Discussion Questions

1. What actions can Peanutty’s managers take to ensure the supply of raw materials for its operations, while reducing the risk of stock-outs or high production costs?

2. What activities could be developed by Peanutty to reduce or manage the power of its suppliers and customers in order to minimize risks and maximize profitability?

3. In your opinion, what would be the best organizational structure to make the company more agile and competitive?

4. Given the four areas of the company (R&D, Production, Logistics and Management), choose some supply chain processes and suggest appropriate performance metrics.

Explanation / Answer

Answer-1 After reading the article about Peanutty Food and supply chain, I believe that there are a few actions Peanutty's managers can take to ensure raw materials for its operations, while reducing the risk of stock outs or high production costs. The first action I believe that Peanutty should take is the build trust with its supplier management. Building trust will enable Peanutty to gather important information and will also help them in the long run with other companies. Another action Peanutty can take is to have mutual benefits and needs with the supplier. If peanutty addressed the issue of partnership with the supplier they may be able to come to an agreement where both parties are happy. This would be like you scratch my back then ill scratch yours. Another action Peanutty can take into consideration is building a personal relationship.

Answer-2 There is a need for Peanutty to venture out and expand themselves on the market. More creative uses of peanuts would gain more customers to them. More customers are always desirable by the company. Reaching out to the suppliers and the customers would gain more market for them.
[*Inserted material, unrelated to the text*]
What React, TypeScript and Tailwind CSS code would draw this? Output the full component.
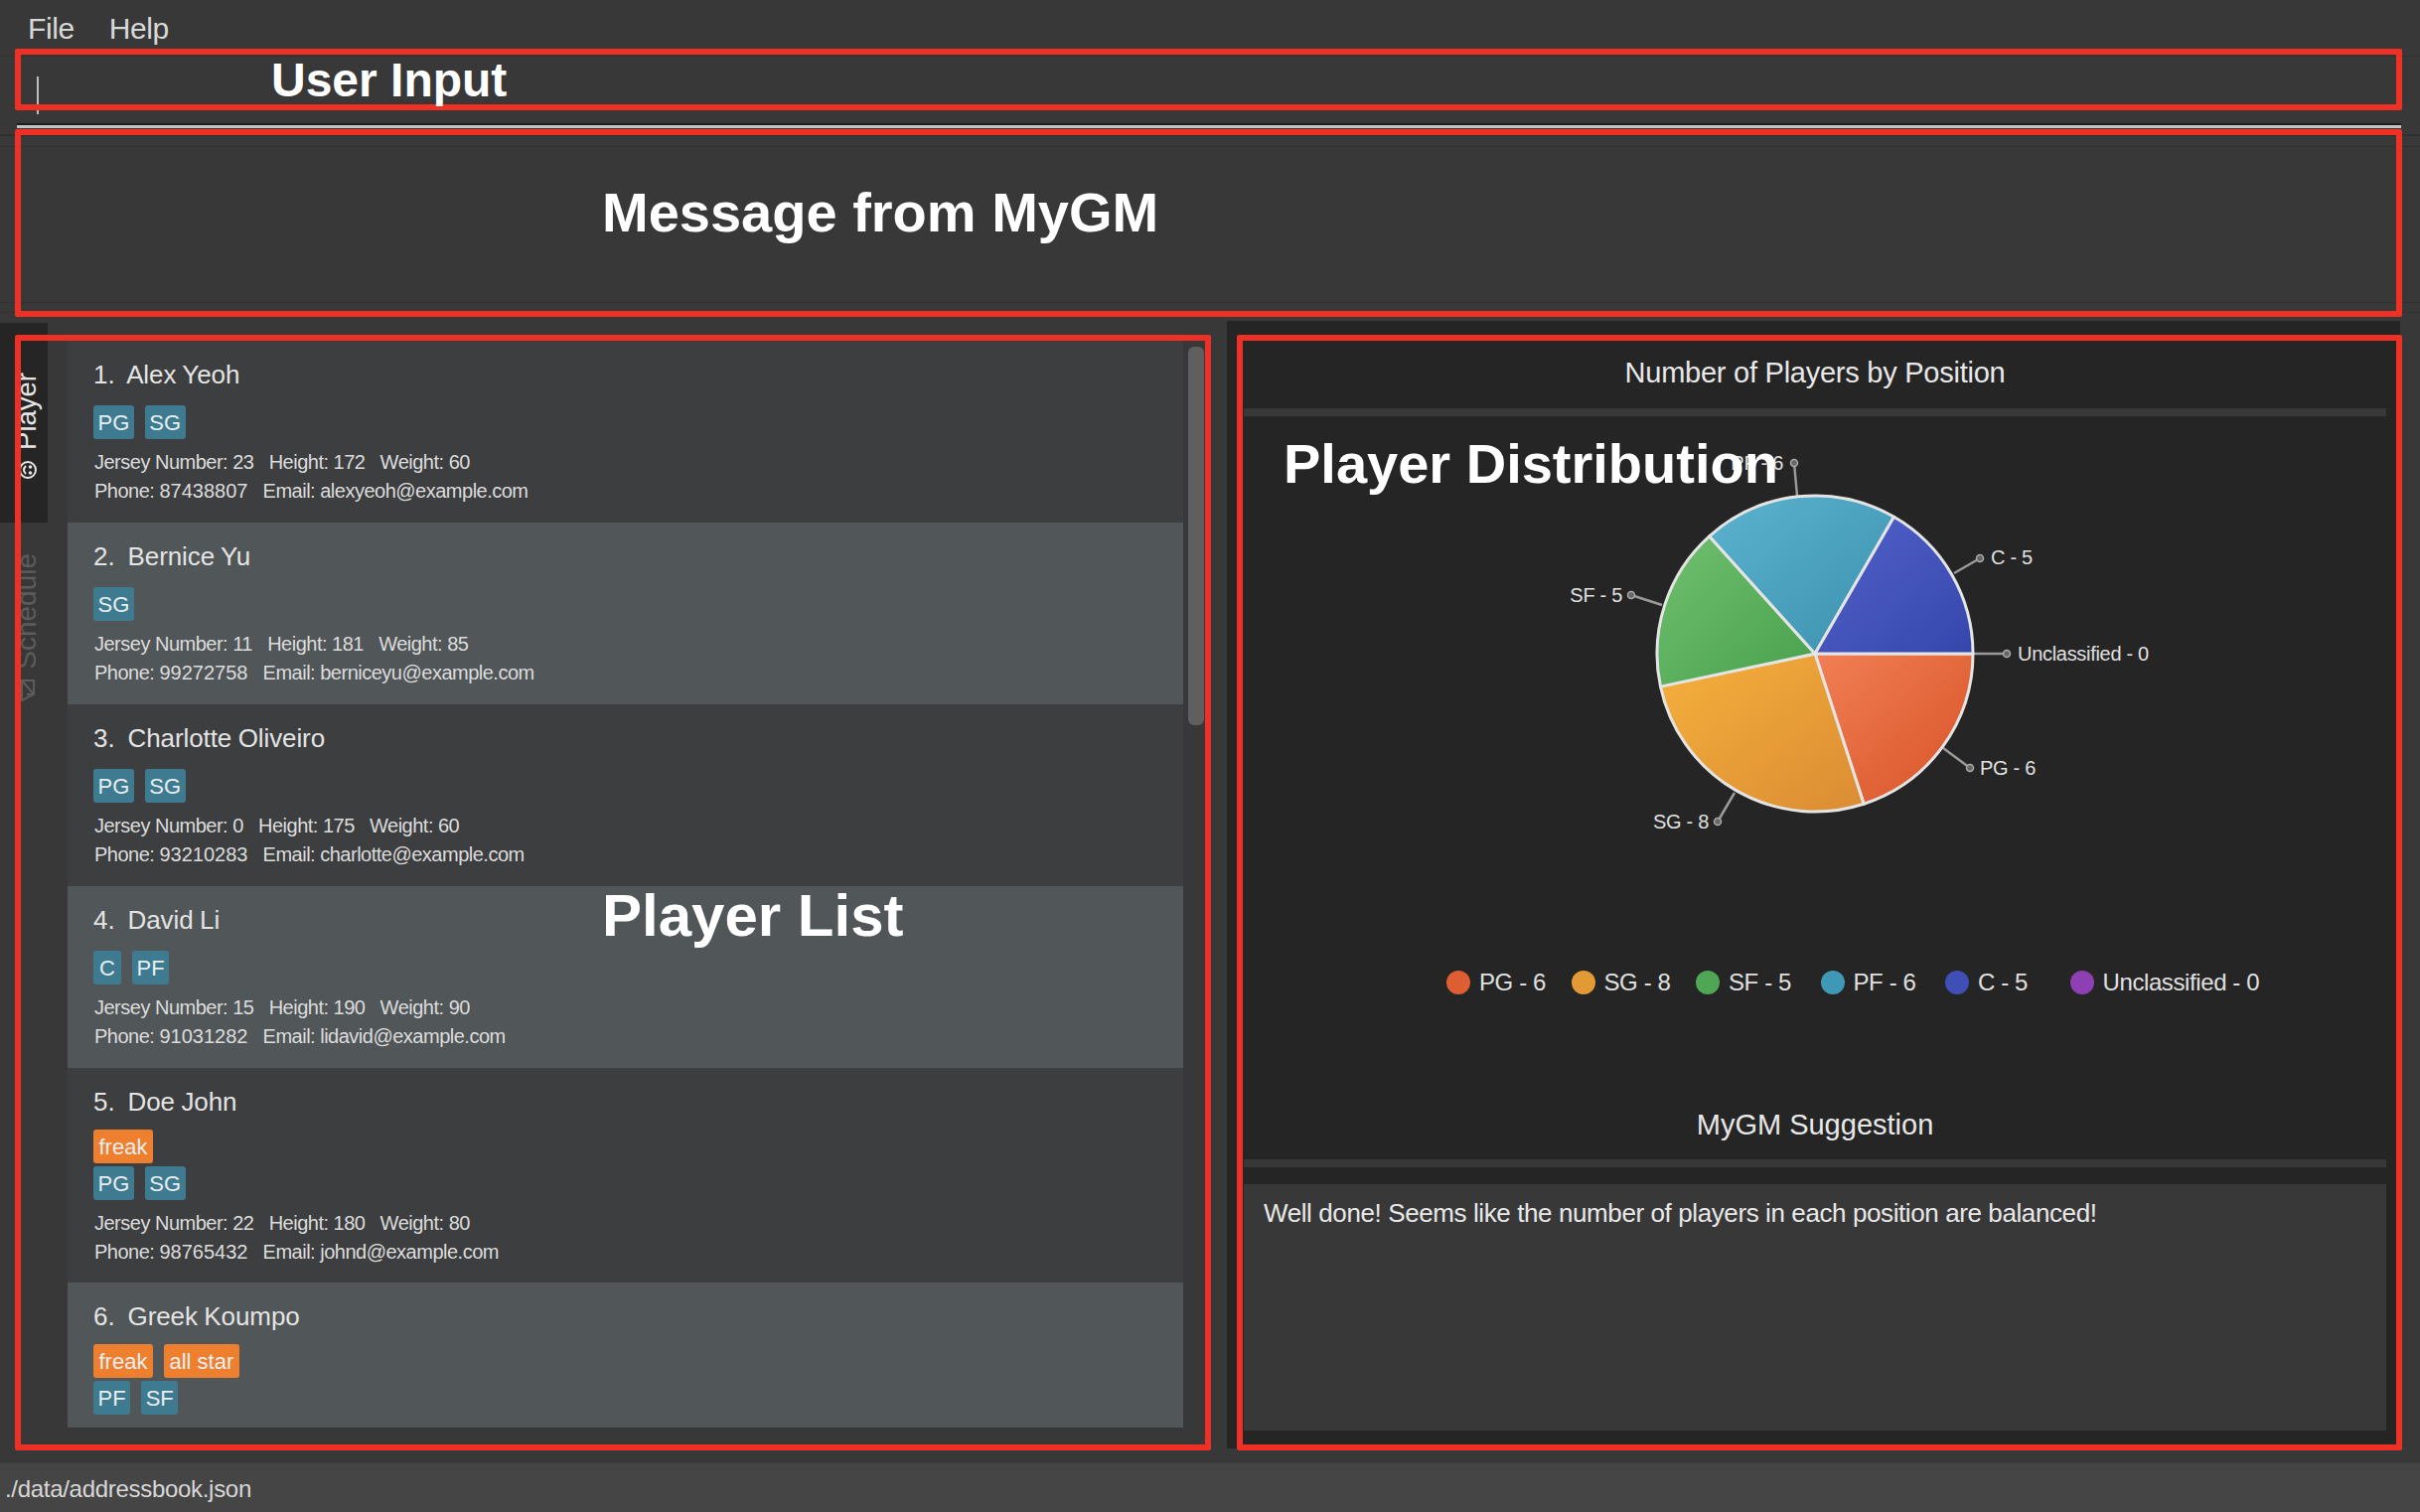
const sans = "font-['Liberation_Sans',Arial,sans-serif]"

type Player = {
  name: string
  extra?: string[]
  pos: string[]
  jersey?: string
  height?: string
  weight?: string
  phone?: string
  email?: string
}

const players: Player[] = [
  { name: "Alex Yeoh", pos: ["PG", "SG"], jersey: "23", height: "172", weight: "60", phone: "87438807", email: "alexyeoh@example.com" },
  { name: "Bernice Yu", pos: ["SG"], jersey: "11", height: "181", weight: "85", phone: "99272758", email: "berniceyu@example.com" },
  { name: "Charlotte Oliveiro", pos: ["PG", "SG"], jersey: "0", height: "175", weight: "60", phone: "93210283", email: "charlotte@example.com" },
  { name: "David Li", pos: ["C", "PF"], jersey: "15", height: "190", weight: "90", phone: "91031282", email: "lidavid@example.com" },
  { name: "Doe John", extra: ["freak"], pos: ["PG", "SG"], jersey: "22", height: "180", weight: "80", phone: "98765432", email: "johnd@example.com" },
  { name: "Greek Koumpo", extra: ["freak", "all star"], pos: ["PF", "SF"] },
]

const legend = [
  { label: "PG - 6", color: "bg-[#dd5e32]" },
  { label: "SG - 8", color: "bg-[#e39a35]" },
  { label: "SF - 5", color: "bg-[#4fa654]" },
  { label: "PF - 6", color: "bg-[#3f98b5]" },
  { label: "C - 5", color: "bg-[#3f4fb5]" },
  { label: "Unclassified - 0", color: "bg-[#8e3fb2]" },
]

function Tag({ text, orange }: { text: string; orange?: boolean }) {
  return (
    <span className={`h-[34px] min-w-[28px] rounded-[3px] flex items-center justify-center text-[22px] text-[#e8eef0] ${orange ? "px-[5.5px] bg-[#ee7f2f]" : "px-[4.5px] bg-[#3e7b91]"}`}>
      {text}
    </span>
  )
}

function PlayerCard({ p, index }: { p: Player; index: number }) {
  return (
    <div className={`shrink-0 pl-[26px] pt-[19px] ${p.extra ? "pb-[16px]" : "pb-[17px]"} ${index % 2 === 0 ? "bg-[#3c3e40]" : "bg-[#515658]"}`}>
      <div className="h-[30px] flex items-center text-[26px] tracking-[-0.1px] [word-spacing:-0.6px] text-[#e4e4e4] whitespace-pre">
        {index + 1}.  {p.name}
      </div>
      <div className={`${p.extra ? "mt-[13px]" : "mt-[16px]"} flex flex-col gap-[3px]`}>
        {p.extra && (
          <div className="flex gap-[11px]">
            {p.extra.map((t) => <Tag key={t} text={t} orange />)}
          </div>
        )}
        <div className="flex gap-[11px]">
          {p.pos.map((t) => <Tag key={t} text={t} />)}
        </div>
      </div>
      {p.jersey && (
        <div className="mt-[9px] pl-[1px] text-[20px] leading-[29px] tracking-[-0.5px] text-[#dcdcdc] whitespace-pre">
          <div>Jersey Number: {p.jersey}   Height: {p.height}   Weight: {p.weight}</div>
          <div>Phone: <span className="tracking-normal">{p.phone}</span>   Email: {p.email}</div>
        </div>
      )}
    </div>
  )
}

function Slice({ d, fill }: { d: string; fill: string }) {
  return <path d={d} fill={fill} stroke="#e4e4e4" strokeWidth="3" strokeLinejoin="round" />
}

// pie is drawn in page pixels minus the svg origin (1500, 440)
function PieChart() {
  const cx = 327
  const cy = 218
  const r = 159
  const pt = (deg: number) => {
    const a = (deg * Math.PI) / 180
    return `${(cx + r * Math.cos(a)).toFixed(1)} ${(cy + r * Math.sin(a)).toFixed(1)}`
  }
  const wedge = (from: number, to: number) =>
    `M${cx} ${cy} L${pt(from)} A${r} ${r} 0 0 1 ${pt(to)} Z`
  const leaders = [
    { x1: 456, y1: 313, x2: 483, y2: 333, tx: 493, ty: 333, anchor: "start", text: "PG - 6" },
    { x1: 246, y1: 358, x2: 229, y2: 387, tx: 220, ty: 387, anchor: "end", text: "SG - 8" },
    { x1: 173, y1: 169, x2: 142, y2: 159, tx: 133, ty: 159, anchor: "end", text: "SF - 5" },
    { x1: 309, y1: 59, x2: 306, y2: 26, tx: 295, ty: 26, anchor: "end", text: "PF - 6" },
    { x1: 467, y1: 137, x2: 493, y2: 122, tx: 504, ty: 121, anchor: "start", text: "C - 5" },
    { x1: 486, y1: 218, x2: 520, y2: 218, tx: 531, ty: 218, anchor: "start", text: "Unclassified - 0" },
  ]
  return (
    <svg width="720" height="420" viewBox="0 0 720 420" className="block">
      <defs>
        <linearGradient id="pg" x1="0" y1="0" x2="1" y2="1">
          <stop offset="0" stopColor="#f27f55" />
          <stop offset="1" stopColor="#d65225" />
        </linearGradient>
        <linearGradient id="sg" x1="0" y1="0" x2="1" y2="1">
          <stop offset="0" stopColor="#f5b03c" />
          <stop offset="1" stopColor="#db8c33" />
        </linearGradient>
        <linearGradient id="sf" x1="0" y1="0" x2="1" y2="1">
          <stop offset="0" stopColor="#70c070" />
          <stop offset="1" stopColor="#48a04c" />
        </linearGradient>
        <linearGradient id="pf" x1="0" y1="0" x2="1" y2="1">
          <stop offset="0" stopColor="#5cb3cf" />
          <stop offset="1" stopColor="#3a90ad" />
        </linearGradient>
        <linearGradient id="c" x1="0" y1="0" x2="1" y2="1">
          <stop offset="0" stopColor="#5262cb" />
          <stop offset="1" stopColor="#3546ab" />
        </linearGradient>
      </defs>
      {leaders.map((l) => (
        <g key={l.text}>
          <line x1={l.x1} y1={l.y1} x2={l.x2} y2={l.y2} stroke="#9a9a9a" strokeWidth="2.5" />
          <circle cx={l.x2} cy={l.y2} r="3.5" fill="#666" stroke="#aaa" strokeWidth="1.5" />
          <text x={l.tx} y={l.ty + 7} textAnchor={l.anchor as "start" | "end"} fontFamily="'Liberation Sans', Arial, sans-serif" fontSize="20" letterSpacing="-0.3" fill="#e0e0e0">
            {l.text}
          </text>
        </g>
      ))}
      <Slice d={wedge(0, 72)} fill="url(#pg)" />
      <Slice d={wedge(72, 168)} fill="url(#sg)" />
      <Slice d={wedge(168, 228)} fill="url(#sf)" />
      <Slice d={wedge(228, 300)} fill="url(#pf)" />
      <Slice d={wedge(300, 360)} fill="url(#c)" />
    </svg>
  )
}

function Smiley() {
  return (
    <svg width="20" height="20" viewBox="0 0 20 20" fill="none" stroke="#e6e6e6" strokeWidth="2" className="rotate-90">
      <circle cx="10" cy="10" r="8" />
      <path d="M6 12 Q10 16 14 12" />
      <circle cx="7" cy="7.5" r="0.8" fill="#e6e6e6" />
      <circle cx="13" cy="7.5" r="0.8" fill="#e6e6e6" />
    </svg>
  )
}

function ScheduleIcon() {
  return (
    <svg width="14" height="24" viewBox="0 0 14 24" fill="none" stroke="#5c5c5c" strokeWidth="2">
      <path d="M1 3h12v14L1 23z" />
      <path d="M1 3l12 14M6 17h7" />
    </svg>
  )
}

function Note({ className }: { className: string }) {
  return <div className={`absolute border-[6px] border-[#ee3124] rounded-[2px] pointer-events-none ${className}`} />
}

function NoteLabel({ className, text }: { className: string; text: string }) {
  return <span className={`absolute font-bold text-white whitespace-nowrap leading-none pointer-events-none ${className}`}>{text}</span>
}

export default function App() {
  return (
    <div className={`${sans} relative w-[2436px] h-[1522px] overflow-hidden bg-[#383838] flex flex-col`}>
      {/* Menu */}
      <div className="h-[57px] shrink-0 flex items-center gap-[35px] pl-[28px] border-b border-[#323232] text-[30px] tracking-[-0.4px] text-[#d8d8d8]">
        <span>File</span>
        <span>Help</span>
      </div>

      {/* Command box */}
      <div className="h-[80px] shrink-0 border-b-2 border-[#303030] pl-[17px] pt-[11px]">
        <div className="h-[58px] flex flex-col justify-between">
          <div className="ml-[20px] mt-[9px] w-[2px] h-[38px] bg-[#bdbdbd]" />
          <div className="h-[5px] -mb-[3px] border-t-2 border-[#1e1e1e] bg-[#c4c4c4] w-[2400px]" />
        </div>
      </div>

      {/* Result display */}
      <div className="h-[188px] shrink-0 flex flex-col pt-[10px] pb-[10px]">
        <div className="flex-1 border-y border-[#313131]" />
        <div className="h-[10px] border-b border-[#313131]" />
      </div>

      {/* Main */}
      <div className="flex-1 min-h-0 flex pr-[20px]">
        <div className="w-[48px] shrink-0 flex flex-col">
          <div className="h-[201px] bg-[#252525] flex items-center pt-[50px] flex-col gap-[10px]">
            <span className="[writing-mode:vertical-rl] rotate-180 text-[27.5px] leading-none text-[#e6e6e6] translate-x-[3px]">Player</span>
            <span className="translate-x-[4px]"><Smiley /></span>
          </div>
          <div className="flex-1 flex flex-col items-center pt-[31px] gap-[8px]">
            <span className="[writing-mode:vertical-rl] rotate-180 text-[28px] leading-none text-[#5c5c5c] translate-x-[3px]">Schedule</span>
            <span className="translate-x-[4px]"><ScheduleIcon /></span>
          </div>
        </div>

        <div className="w-[1164px] shrink-0 pl-[20px] pt-[18px] pb-[35px] flex">
          <div className="w-[1123px] h-[1094px] overflow-hidden flex flex-col">
            {players.map((p, i) => <PlayerCard key={p.name} p={p} index={i} />)}
          </div>
          <div className="ml-[5px] mt-[6px] w-[16px] h-[381px] rounded-[6px] bg-[#5f5f5f]" />
        </div>

        <div className="ml-[23px] flex-1 mt-[-2px] mb-[14px] bg-[#252525] flex flex-col pl-[17px] pr-[14px]">
          <div className="h-[88px] shrink-0 flex items-center justify-center pt-[18px] text-[29px] tracking-[-0.25px] text-[#e8e8e8]">
            Number of Players by Position
          </div>
          <div className="h-[8px] shrink-0 bg-[#383838]" />
          <div className="h-[420px] mt-[21px] ml-[248px] shrink-0">
            <PieChart />
          </div>
          <div className="mt-[70px] ml-[204px] flex items-center h-[117px] shrink-0 text-[24px] tracking-[-0.4px] text-[#e0e0e0]">
            {legend.map((l) => (
              <span key={l.label} className={`flex items-center gap-[9px] ${l.label.startsWith("Un") ? "" : "w-[125.5px]"}`}>
                <span className={`w-[24px] h-[24px] rounded-full ${l.color}`} />
                {l.label}
              </span>
            ))}
          </div>
          <div className="flex-1 flex items-center justify-center text-[29px] text-[#e8e8e8] pt-[52px]">
            MyGM Suggestion
          </div>
          <div className="h-[8px] shrink-0 bg-[#383838]" />
          <div className="h-[248px] mt-[17px] mb-[18px] shrink-0 bg-[#383838] px-[20px] pt-[10px] text-[26px] tracking-[-0.4px] text-[#e8e8e8]">
            Well done! Seems like the number of players in each position are balanced!
          </div>
        </div>
      </div>

      {/* Status bar */}
      <div className="h-[50px] shrink-0 bg-[#454545] border-t border-[#3d3d3d] flex items-center pl-[5px] pt-[2px] text-[24px] tracking-[-0.3px] text-[#d8d8d8]">
        ./data/addressbook.json
      </div>

      {/* Screenshot annotations */}
      <Note className="left-[15px] top-[49px] w-[2403px] h-[62px]" />
      <Note className="left-[15px] top-[130px] w-[2403px] h-[189px]" />
      <Note className="left-[15px] top-[337px] w-[1204px] h-[1123px]" />
      <Note className="left-[1245px] top-[337px] w-[1173px] h-[1123px]" />
      <NoteLabel className="left-[273px] top-[57px] text-[48px]" text="User Input" />
      <NoteLabel className="left-[606px] top-[186px] text-[56px]" text="Message from MyGM" />
      <NoteLabel className="left-[606px] top-[892px] text-[60px]" text="Player List" />
      <NoteLabel className="left-[1292px] top-[439px] text-[56px]" text="Player Distribution" />
    </div>
  )
}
Small businesses and customers would likely prove to be more beneficial, as opposed to big box food manufacturers whom are likely interested in the money. Partnering with smaller suppliers could cut costs, and allow Peanutty to maximize profitability on their products.

Answer-3
Matrix organizational structure would best benefit this company. This would make company more competitive. A matrix structure would mix management and staff together in specific project groups. This would allow for fast two-way communication between the executive levels of the company and line employees.

As of now, the company is having trouble meeting the demands of customers because of redirection of production by Mr. Carmelo. If the employees were able to operate within a matrix structure, they could work together with Mr. Carmelo to gain off of the business.

Answer-4

Here customer service management is very important. Making sure that the product is still selling to the customers; by having an understanding of what they like and what they demand is critical to the success of any business. Especially with the top level managers taking very little input from employees, it is more important to maintain a relationship with customers. It would be a good idea to send out customer surveys and offer incentives, to measure performance.

Product development and commercialization is important, as well. Keeping the customers on their toes is imperative in retaining their business. Introducing new innovative products will likely appeal new customers, as well as keep the current customers interested in the company. Introducing these products at the right time could assist in measuring increase in revenue, to see what the company could do to boost sales.